History, Liberation, and the Fight to Remember

Mar 04, 2026

Commentary by Salim Muwakkil, host of the "Salim Muwakkil Show" on WVON 1690 AM, journalist, and community activist.

Enslaved Africans and their descendants have been America’s bottom caste since our ignominious arrival as enslaved chattel and slavery’s legacy is easily discernible in patterns of poverty and community dysfunction. Not only does this legacy include racial barriers to socio-economic inclusion, it has also socialized us for subservience, ensuring we’re dependent on our oppressors for our sustenance.

Thus, it’s not just racist exclusion that stagnates and destabilizes our communities, it’s also the lack of access to what I call "cultural capital”, i.e., culturally transmitted behavior traits that boost social success and civic wherewithal. That intangible wealth includes attitudes of mind and relational rituals that are best accumulated far from the edges of survival. Unfortunately, Black Americans are disproportionately wedged on survival’s edge where that capital has less value.

We’ve sought to generate some of that necessary capital through varied strategies, and one is by adopting months as celebratory opportunities. Black Americans have officially appropriated February and June as Black History and Black Liberation Months, respectively, to commemorate our struggles and reinforce our sense of agency in the face of ongoing white supremacist assaults. One observance honors our historical achievements, the other shifts that focus from history to the ongoing struggle for political, economic and social agency.

Black History Month, of which we are now more than halfway through, evolved from Negro History Week, established by Carter G. Woodson in 1926. He designated the second week in Feb. to mark the birthdays of both Frederick Douglass (Feb. 14) and Abraham Lincoln (Feb. 12). The week was expanded to a month in 1976 as part of the nation’s Bicentennial commemoration.

Black Liberation Month is a recent innovation, largely triggered by the designation of Juneteenth as a national holiday in 2021, and its unofficial designation as Emancipation Day. Beyond just a celebration of history, the liberation month agenda encompassess a much wider scope and can include actions like organizing against mass incarceration, police violence, economic inequality, or any of the other problems disproportionately plaguing Black America. The 7-day, year-end Kwanza celebration is an allied observance, pushing an agenda with wider, liberatory implications.

This need to boost our cultural consciousness is especially acute as we weather the current administration’s attempted erasure of Black Americans’ role in history. From removing the names of prominent Black folks from varied historical monuments, prominent sea vessels, and national exhibits, to excising Black-themed observances from federal schedules, to many other examples; the administration of Donald Trump has transformed the acronym of DEI (Diversity, Equity, and Inclusion) from initials offering equal access into a curse.

Instead of designing a compensatory strategy to atone for past injustices, the Trump administration seeks instead to multiply those injustices -- a strategy flagrantly designed to erode the progress made in civil rights and social equity. Guided by a kind of racist nostalgia, this approach strenuously rejects efforts to even acknowledge, much less offer compensation for, slavery’s damaging legacy. As we sink deeper into Trump’s fetid tenure, most African-Americans' adopted celebrations have essentially been federally delegitimized.

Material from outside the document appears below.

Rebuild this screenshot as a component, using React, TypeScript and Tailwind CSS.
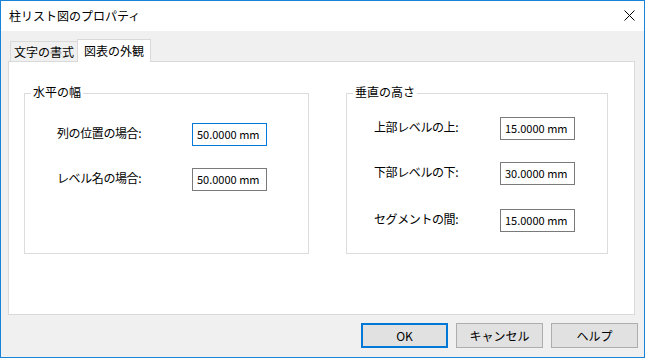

Those celebrations added context to our presence that will be lacking without them. Millions of Africans would end up in America only because they were kidnapped to fill the needs of a slave economy. The process had many ramifications, one of which included forging a new people; a people who became American by necessity and included 12 generations of chattel slavery. For nearly 250 years, American culture dehumanized those it enslaved and, more insidiously, socialized generations of African-Americans for enslavement. The nation's economic reliance on slavery mandated a rigid and pitiless racial hierarchy.

The century of official Jim Crow segregation that followed slavery’s abolition did little to end African-Americans’ social isolation or alter reigning cultural biases. Because of this unrelenting social hostility, the hyphen that connects African to American connotes dueling as well as dual identities. Slavery’s damaging legacy includes the social implications of that internal duel.

It is this history of our enslaved status, rather than racial identity, that accounts for the disadvantages accrued by the progeny of enslaved Africans -- us. Our historical observances make that point with unrelenting clarity, and that’s why they remain necessary. It is hoped that an understanding of this history can clarify the culpability as well the redress; placing blame clearly on the forces that created and abetted it -- the U.S. government.

Were Americans humble enough to receive the messages of our hopeful historical observances, the planet would be unable to contain our shine.